▶ DATASET EXCERPTS
----
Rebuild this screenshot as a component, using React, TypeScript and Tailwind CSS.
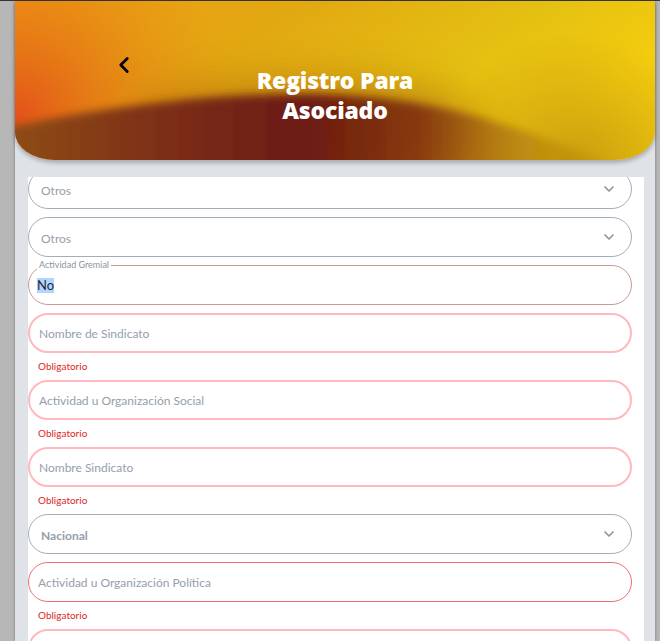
----
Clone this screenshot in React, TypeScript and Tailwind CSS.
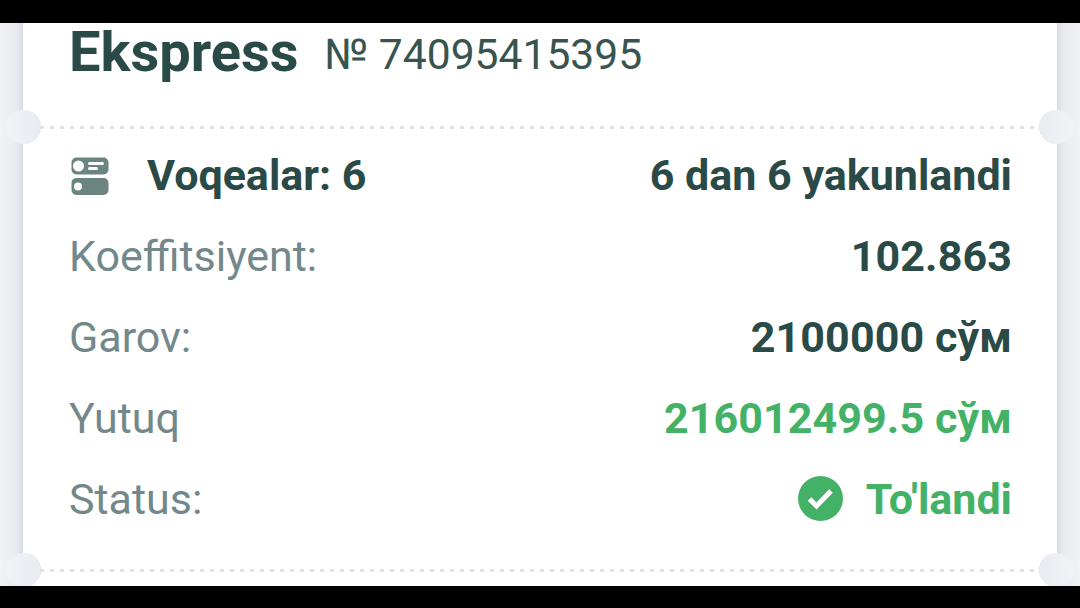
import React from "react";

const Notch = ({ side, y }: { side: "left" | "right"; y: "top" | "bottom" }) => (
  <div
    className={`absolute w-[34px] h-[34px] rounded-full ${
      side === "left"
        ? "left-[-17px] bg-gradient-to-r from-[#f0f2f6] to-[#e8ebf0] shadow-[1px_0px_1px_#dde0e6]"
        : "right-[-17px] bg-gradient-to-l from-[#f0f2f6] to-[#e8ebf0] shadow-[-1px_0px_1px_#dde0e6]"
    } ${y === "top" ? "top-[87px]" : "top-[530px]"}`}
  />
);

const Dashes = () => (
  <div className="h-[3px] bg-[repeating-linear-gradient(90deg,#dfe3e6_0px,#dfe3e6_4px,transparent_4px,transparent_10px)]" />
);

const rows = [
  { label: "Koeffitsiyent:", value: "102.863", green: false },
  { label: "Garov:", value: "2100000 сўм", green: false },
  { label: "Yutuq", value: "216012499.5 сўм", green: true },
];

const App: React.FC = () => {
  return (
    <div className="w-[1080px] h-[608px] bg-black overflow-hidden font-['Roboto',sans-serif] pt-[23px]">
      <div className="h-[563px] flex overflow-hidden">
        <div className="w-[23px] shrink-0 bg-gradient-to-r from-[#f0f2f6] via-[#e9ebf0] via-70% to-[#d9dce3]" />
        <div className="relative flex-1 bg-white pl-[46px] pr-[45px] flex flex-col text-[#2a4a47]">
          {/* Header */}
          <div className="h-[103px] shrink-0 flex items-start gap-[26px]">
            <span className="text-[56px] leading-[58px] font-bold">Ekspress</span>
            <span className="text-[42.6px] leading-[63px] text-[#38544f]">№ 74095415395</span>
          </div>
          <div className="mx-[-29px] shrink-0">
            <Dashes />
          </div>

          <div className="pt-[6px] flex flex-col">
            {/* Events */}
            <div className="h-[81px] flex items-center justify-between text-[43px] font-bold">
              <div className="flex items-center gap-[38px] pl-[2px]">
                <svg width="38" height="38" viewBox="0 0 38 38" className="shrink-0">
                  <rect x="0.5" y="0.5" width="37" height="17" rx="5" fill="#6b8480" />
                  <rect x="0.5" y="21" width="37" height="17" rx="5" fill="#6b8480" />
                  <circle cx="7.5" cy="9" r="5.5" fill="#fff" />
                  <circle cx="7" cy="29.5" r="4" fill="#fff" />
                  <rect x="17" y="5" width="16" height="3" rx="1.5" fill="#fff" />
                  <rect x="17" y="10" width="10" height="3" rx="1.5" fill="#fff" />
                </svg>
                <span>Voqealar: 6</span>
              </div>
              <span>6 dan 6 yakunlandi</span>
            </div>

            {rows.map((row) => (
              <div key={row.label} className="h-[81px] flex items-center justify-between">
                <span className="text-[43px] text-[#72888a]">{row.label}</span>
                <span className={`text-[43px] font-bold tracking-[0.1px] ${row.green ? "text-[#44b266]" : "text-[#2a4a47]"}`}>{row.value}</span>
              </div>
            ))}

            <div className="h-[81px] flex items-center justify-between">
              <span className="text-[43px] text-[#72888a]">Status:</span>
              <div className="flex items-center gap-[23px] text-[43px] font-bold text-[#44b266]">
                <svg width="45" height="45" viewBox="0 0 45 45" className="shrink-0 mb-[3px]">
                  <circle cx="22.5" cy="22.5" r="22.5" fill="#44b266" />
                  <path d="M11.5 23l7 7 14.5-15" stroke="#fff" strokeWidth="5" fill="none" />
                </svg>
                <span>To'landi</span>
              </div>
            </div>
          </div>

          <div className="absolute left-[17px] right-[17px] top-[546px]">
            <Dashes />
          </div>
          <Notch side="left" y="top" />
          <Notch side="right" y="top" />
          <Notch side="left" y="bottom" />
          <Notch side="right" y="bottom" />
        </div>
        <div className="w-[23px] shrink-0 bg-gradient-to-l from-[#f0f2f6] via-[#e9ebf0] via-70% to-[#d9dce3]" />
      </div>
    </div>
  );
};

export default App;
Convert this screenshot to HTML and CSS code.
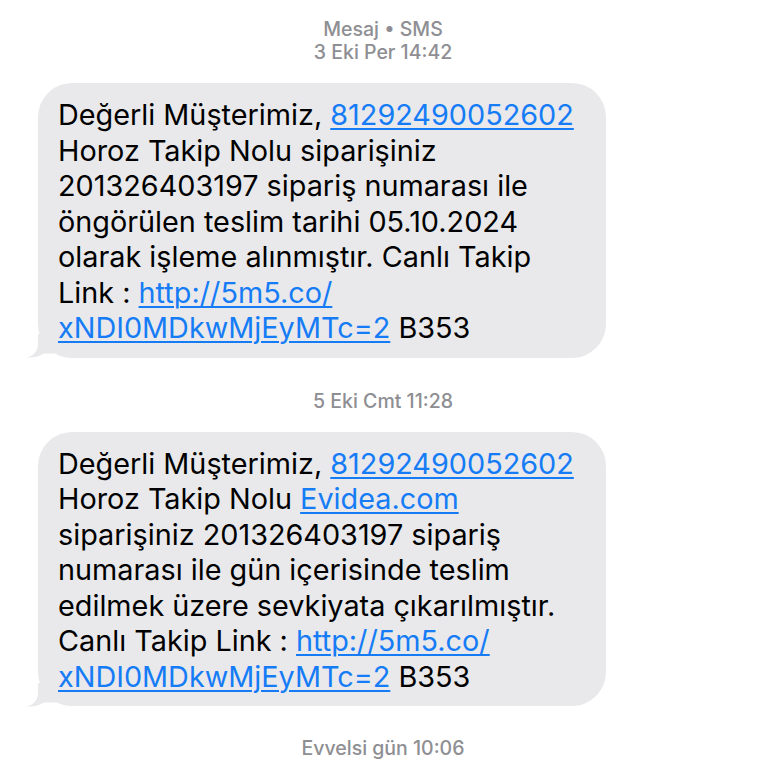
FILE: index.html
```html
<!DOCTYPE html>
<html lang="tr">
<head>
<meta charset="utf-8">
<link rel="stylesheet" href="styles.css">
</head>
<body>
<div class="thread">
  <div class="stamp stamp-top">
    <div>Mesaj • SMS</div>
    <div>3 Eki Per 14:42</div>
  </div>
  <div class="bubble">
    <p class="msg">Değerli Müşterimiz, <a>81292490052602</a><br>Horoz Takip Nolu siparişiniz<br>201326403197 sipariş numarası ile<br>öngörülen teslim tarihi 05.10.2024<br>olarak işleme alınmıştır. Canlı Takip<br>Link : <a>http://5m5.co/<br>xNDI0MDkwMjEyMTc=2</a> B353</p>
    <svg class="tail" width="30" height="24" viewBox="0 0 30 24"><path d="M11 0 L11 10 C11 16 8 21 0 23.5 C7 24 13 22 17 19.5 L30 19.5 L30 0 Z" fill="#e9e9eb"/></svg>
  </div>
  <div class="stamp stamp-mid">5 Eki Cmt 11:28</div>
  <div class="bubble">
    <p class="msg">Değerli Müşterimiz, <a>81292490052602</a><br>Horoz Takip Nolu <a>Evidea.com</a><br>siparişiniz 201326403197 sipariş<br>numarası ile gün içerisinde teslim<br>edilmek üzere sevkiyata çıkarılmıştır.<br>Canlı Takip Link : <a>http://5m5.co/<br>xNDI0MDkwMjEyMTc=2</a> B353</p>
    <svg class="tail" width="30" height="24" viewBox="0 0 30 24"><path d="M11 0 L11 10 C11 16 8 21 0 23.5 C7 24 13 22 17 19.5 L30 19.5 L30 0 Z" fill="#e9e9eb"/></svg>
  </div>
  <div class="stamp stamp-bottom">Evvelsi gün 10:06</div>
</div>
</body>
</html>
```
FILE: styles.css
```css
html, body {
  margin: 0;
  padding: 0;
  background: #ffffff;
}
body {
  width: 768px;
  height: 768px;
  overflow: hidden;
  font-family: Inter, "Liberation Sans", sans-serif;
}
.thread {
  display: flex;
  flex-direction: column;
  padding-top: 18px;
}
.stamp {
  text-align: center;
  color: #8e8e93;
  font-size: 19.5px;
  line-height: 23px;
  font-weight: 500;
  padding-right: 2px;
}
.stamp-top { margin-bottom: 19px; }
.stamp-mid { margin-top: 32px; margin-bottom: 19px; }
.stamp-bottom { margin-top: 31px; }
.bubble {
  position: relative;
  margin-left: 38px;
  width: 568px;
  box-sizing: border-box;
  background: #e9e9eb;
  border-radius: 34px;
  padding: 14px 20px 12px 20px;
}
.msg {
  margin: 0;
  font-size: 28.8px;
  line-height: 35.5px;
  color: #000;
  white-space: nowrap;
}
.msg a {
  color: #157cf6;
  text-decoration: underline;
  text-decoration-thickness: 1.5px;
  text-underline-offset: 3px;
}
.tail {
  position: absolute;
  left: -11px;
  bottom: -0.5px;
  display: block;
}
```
----
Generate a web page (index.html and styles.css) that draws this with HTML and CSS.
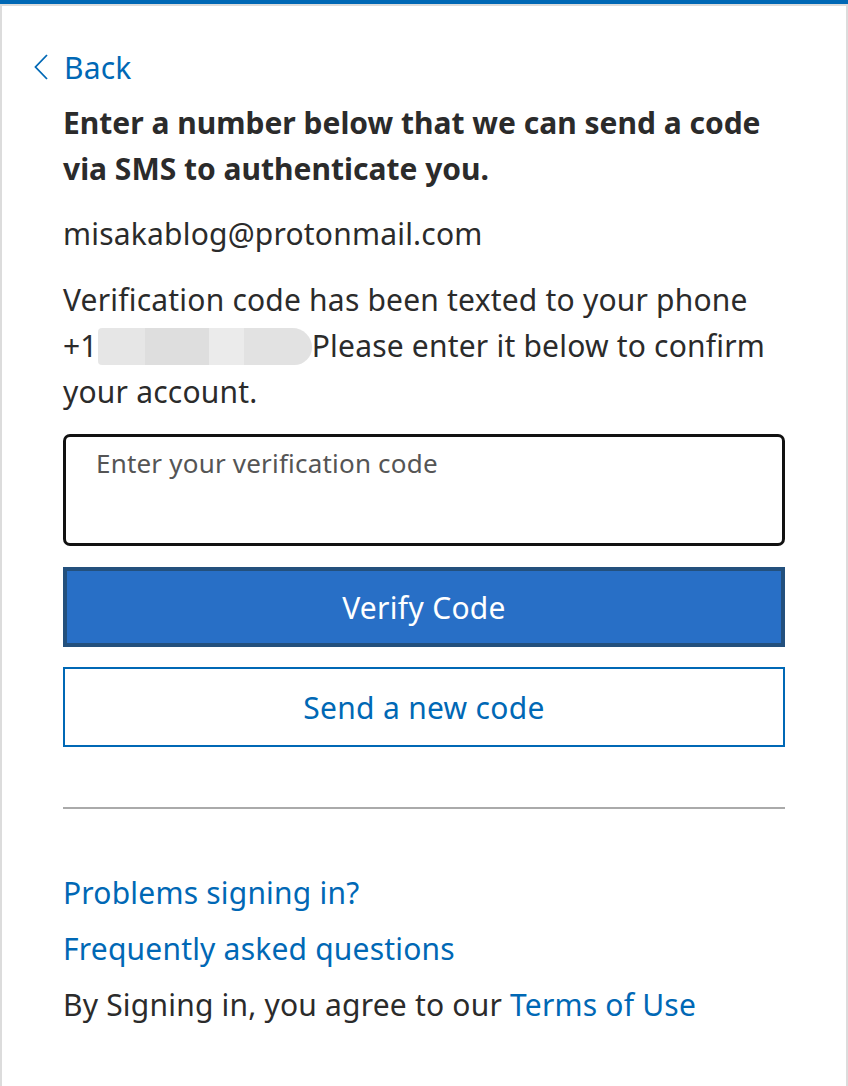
----
▶ YOUR TASK
Using the entries above, return each line in which the word "index" occurs.

▶ RESULT FOR THIS TASK
FILE: index.html
Generate a web page (index.html and styles.css) that draws this with HTML and CSS.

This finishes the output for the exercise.